How do you screen for this when you’re interviewing candidates for dynamic positions of varying levels across multiple disciplines? The answer is to Start With Why. Simon Sinek’s book and philosophy on leadership and culture is an absolute must read for any leader or hiring manager in any capacity. When you Start With Why you are aligning your team(s) on the same mission and objectives. After establishing why and being honest and diligent (and patient!) you can focus on the soft skills that matter with an understanding and ability to focus on what really matters for doing great work on your team(s).
There are as many or more studies and conversations and blog posts that have for years attempted to dissuade organizations from the traditional whiteboard interview, and yet here we are continuing to see it and hear of it being done even at major companies.
Rather than ask a candidate to solve an arbitrary function or method on a whiteboard (insisting you are not concerned about syntax or precision) which you have undeniably vacillated on for countless hours, ask a candidate to explain to you a tricky algorithm or problem they solved in code.
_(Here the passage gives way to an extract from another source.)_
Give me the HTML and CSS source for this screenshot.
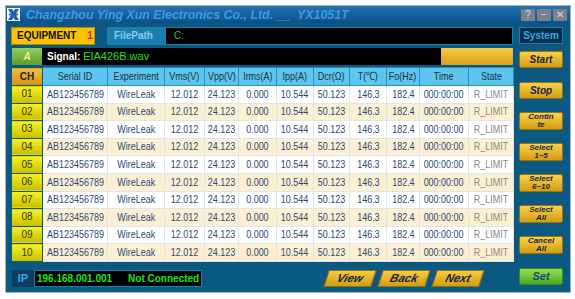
FILE: index.html
```html
<!DOCTYPE html>
<html lang="en">
  <head>
    <meta charset="UTF-8" />
    <title>YX1051T</title>
    <link rel="stylesheet" href="styles.css">
  </head>
  <body>
    <div class="window">
      <!-- Title bar -->
      <div class="titlebar">
        <svg class="logo" width="13" height="13" viewBox="0 0 13 13">
          <rect width="13" height="13" fill="#f4f8fc" />
          <path d="M1 1 L5 1 L12 12 L8 12 Z" fill="#1f5fb0" />
          <path d="M12 1 L8 1 L1 12 L5 12 Z" fill="#1f5fb0" />
          <rect x="2" y="5.5" width="9" height="2" fill="#1f5fb0" />
        </svg>
        <span class="title">Changzhou Ying Xun Electronics Co., Ltd. __&nbsp; YX1051T</span>
        <div class="winbtns">
          <span class="winbtn">?</span>
          <span class="winbtn">&minus;</span>
          <span class="winbtn">&#x2715;</span>
        </div>
      </div>

      <div class="panel">
        <div class="left">
          <div class="row-top">
            <div class="equip">EQUIPMENT <span class="num">1</span></div>
            <div class="filepath">FilePath</div>
            <div class="path">C:</div>
          </div>
          <div class="row-signal">
            <div class="chan">A</div>
            <div class="signal"><b>Signal:</b> <span class="wav">EIA426B.wav</span></div>
            <div class="signal-bar"></div>
          </div>

          <table class="grid">
            <colgroup>
              <col style="width:31px" /><col style="width:65px" /><col style="width:57px" />
              <col style="width:40px" /><col style="width:34px" /><col style="width:38px" />
              <col style="width:37px" /><col style="width:36px" /><col style="width:37px" />
              <col style="width:33px" /><col style="width:49px" /><col style="width:45px" />
            </colgroup>
            <thead>
              <tr>
                <th class="ch">CH</th>
                <th><span>Serial ID</span></th><th><span>Experiment</span></th>
                <th><span>Vms(V)</span></th><th><span>Vpp(V)</span></th>
                <th><span>Irms(A)</span></th><th><span>Ipp(A)</span></th>
                <th><span>Dcr(&Omega;)</span></th><th><span>T(&#8451;)</span></th>
                <th><span>Fo(Hz)</span></th><th><span>Time</span></th><th><span>State</span></th>
              </tr>
            </thead>
            <tbody id="rows"></tbody>
          </table>

          <div class="row-bottom">
            <div class="ip">IP</div>
            <div class="conn"><span>196.168.001.001</span><span>Not Connected</span></div>
            <div class="navbtns">
              <span class="nav">View</span>
              <span class="nav">Back</span>
              <span class="nav">Next</span>
            </div>
          </div>
        </div>

        <div class="right">
          <div class="system">System</div>
          <div class="btn">Start</div>
          <div class="btn">Stop</div>
          <div class="btn two"><span>Contin</span><span>te</span></div>
          <div class="btn two"><span>Select</span><span>1~5</span></div>
          <div class="btn two"><span>Select</span><span>6~10</span></div>
          <div class="btn two"><span>Select</span><span>All</span></div>
          <div class="btn two"><span>Cancel</span><span>All</span></div>
          <div class="btn set">Set</div>
        </div>
      </div>
    </div>

    <script>
      const tbody = document.getElementById("rows");
      const cells = ["AB123456789", "WireLeak", "12.012", "24.123", "0.000",
        "10.544", "50.123", "146.3", "182.4", "000:00:00", "R_LIMIT"];
      for (let i = 1; i <= 10; i++) {
        const tr = document.createElement("tr");
        let html = `<td class="ch">${String(i).padStart(2, "0")}</td>`;
        cells.forEach((c, k) => {
          html += `<td${k === 10 ? ' class="state"' : ""}><span>${c}</span></td>`;
        });
        tr.innerHTML = html;
        tbody.appendChild(tr);
      }
    </script>
  </body>
</html>
```

FILE: styles.css
```css
body {
  margin: 0;
  background-color: #ffffff;
  font-family: "Liberation Sans", Arial, sans-serif;
}
.window {
  margin: 5px 0 0 5px;
  width: 564px;
  height: 286px;
  border: 1px solid #a9b4bc;
  background-color: #0b5880;
  overflow: hidden;
}
.titlebar {
  height: 17px;
  display: flex;
  align-items: center;
  padding-left: 1px;
  background: linear-gradient(#2272b4, #0d4f8a);
}
.logo {
  margin-right: 6px;
}
.title {
  flex: 1;
  color: #3a9ede;
  font-size: 12.4px;
  font-weight: bold;
  font-style: italic;
  white-space: nowrap;
}
.winbtns {
  display: flex;
  gap: 2px;
  margin-right: 3px;
}
.winbtn {
  width: 14px;
  height: 12px;
  background-color: #7b8188;
  color: #d8dde2;
  font-size: 10px;
  line-height: 12px;
  text-align: center;
}
.panel {
  display: flex;
  gap: 4px;
  padding: 4px 4px 0 5px;
}
.left {
  width: 502px;
  display: flex;
  flex-direction: column;
}
.row-top {
  display: flex;
  height: 18px;
}
.equip {
  width: 84px;
  border: 1px solid #b8860a;
  background-color: #fcc200;
  color: #111;
  font-size: 10px;
  font-weight: bold;
  line-height: 16px;
  padding-left: 5px;
  box-sizing: border-box;
}
.equip .num {
  color: #e02010;
  margin-left: 8px;
}
.filepath {
  width: 58px;
  margin-left: 12px;
  background-color: #1a7db0;
  color: #8ccbe8;
  font-size: 10px;
  font-weight: bold;
  line-height: 18px;
  padding-left: 7px;
  box-sizing: border-box;
}
.path {
  flex: 1;
  background-color: #000;
  border: 1px solid #1a7db0;
  color: #22d022;
  font-size: 10px;
  line-height: 16px;
  padding-left: 8px;
}
.row-signal {
  display: flex;
  height: 17px;
  margin-top: 3px;
}
.chan {
  width: 30px;
  margin-left: 1px;
  background: linear-gradient(#92d05a, #5c9c2e);
  color: #eef5a8;
  font-size: 10px;
  font-weight: bold;
  font-style: italic;
  text-align: center;
  line-height: 17px;
}
.signal {
  width: 399px;
  background-color: #000;
  color: #ffffff;
  font-size: 10px;
  line-height: 17px;
  padding-left: 5px;
  box-sizing: border-box;
}
.wav {
  color: #20e020;
  font-size: 11px;
}
.signal-bar {
  flex: 1;
  background: linear-gradient(#f4ca40, #d8a018);
}
.grid {
  margin-top: 2px;
  width: 502px;
  table-layout: fixed;
  border-collapse: collapse;
  font-size: 11.5px;
  line-height: 1;
  text-align: center;
}
.grid span {
  display: inline-block;
  margin: 0 -10px;
  transform: scaleX(0.78);
  white-space: nowrap;
}
.grid th {
  height: 17px;
  padding: 0;
  background-color: #5cc6ee;
  border: 1px solid #2c8bbb;
  color: #1c2e44;
  font-weight: normal;
}
.grid th.ch {
  background: linear-gradient(#f4be40, #d8920e);
  font-size: 10px;
  font-weight: bold;
  color: #222;
  border-color: #0b5880;
}
.grid td {
  height: 16.6px;
  padding: 0;
  border: 1px solid #dde6ec;
  color: #2b4a78;
  background-color: #ffffff;
  white-space: nowrap;
}
.grid tbody tr:nth-child(even) td {
  background-color: #fdf0d2;
}
.grid td.ch,
.grid tbody tr:nth-child(even) td.ch {
  background: linear-gradient(#f6f226, #c8be00);
  border: 1px solid #0b5880;
  font-size: 10px;
  color: #3a3a10;
}
.grid td.state {
  color: #8a8a8a;
}
.row-bottom {
  display: flex;
  align-items: center;
  height: 17px;
  margin-top: 8px;
}
.ip {
  width: 22px;
  margin-left: 1px;
  height: 17px;
  background-color: #0e3e60;
  color: #3aa8e8;
  font-size: 11px;
  font-weight: bold;
  text-align: center;
  line-height: 17px;
}
.conn {
  width: 168px;
  height: 17px;
  box-sizing: border-box;
  border: 1px solid #1a7db0;
  background-color: #000;
  color: #20e020;
  font-size: 10px;
  font-weight: bold;
  line-height: 15px;
  display: flex;
  gap: 16px;
  padding-left: 2px;
}
.navbtns {
  display: flex;
  gap: 6px;
  margin-left: 124px;
}
.nav {
  width: 48px;
  height: 17px;
  transform: skewX(-18deg);
  background: linear-gradient(#f6cc40, #d49c10);
  border: 1px solid #9a7010;
  box-sizing: border-box;
  color: #1a2448;
  font-size: 11.5px;
  font-weight: bold;
  font-style: italic;
  text-align: center;
  line-height: 15px;
}
.right {
  width: 48px;
  display: flex;
  flex-direction: column;
  align-items: center;
}
.system {
  width: 44px;
  height: 17px;
  box-sizing: border-box;
  border: 1px solid #1a7db0;
  background-color: #0a2e48;
  color: #3aa8e8;
  font-size: 10px;
  font-weight: bold;
  text-align: center;
  line-height: 15px;
}
.btn {
  width: 44px;
  height: 17px;
  margin-top: 14px;
  box-sizing: border-box;
  border: 1px solid #9a7010;
  border-radius: 2px;
  background: linear-gradient(#f8d24a, #d49c12);
  color: #1a2448;
  font-size: 10px;
  font-weight: bold;
  font-style: italic;
  text-align: center;
  line-height: 15px;
}
.right .system + .btn {
  margin-top: 7px;
}
.btn.two {
  height: 18px;
  margin-top: 13px;
  display: flex;
  flex-direction: column;
  align-items: center;
  font-size: 8px;
  line-height: 8px;
}
.btn.two span {
  display: block;
  height: 8px;
}
.btn.set {
  margin-top: 14px;
  background: linear-gradient(#92e050, #4ca822);
  border-color: #3a8a1a;
  color: #1d4a6a;
  font-size: 11px;
}
```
For example, if you really mean what you say, do not ask a candidate to “solve” an example exercise of writing a function
int is_anagram(string str), ask them to share and walk through a piece of code they actually wrote, and more importantly is actually of use.
First of all, any candidate worth a damn will have prepared the basic computer science exercises ahead of time, and will be able to recite much of the textbooks to you, so you’re not really learning anything except for their ability to prepare and take things seriously; which while valuable and important, is not going to find you the “bar raiser” candidates.
However, if you ask a candidate to explain a problem they had, and gave them the time and freedom to explain the problem and their solution, you will gain immense understanding of not only how they think and work, but you can begin to poke holes and get a real understanding for what they specifically worked on.
After all, if we’re being honest with ourselves, any coding exercise is a solved problem that virtually no engineer will ever think about except to google search the function header for how to use it. And furthermore, if you’re asking engineers to write code in notepad instead of a professional IDE, no candidate worth a damn will work for your organization, so you can safely assume basic syntax and formatting will be handled by the tools they use every second of their professional life.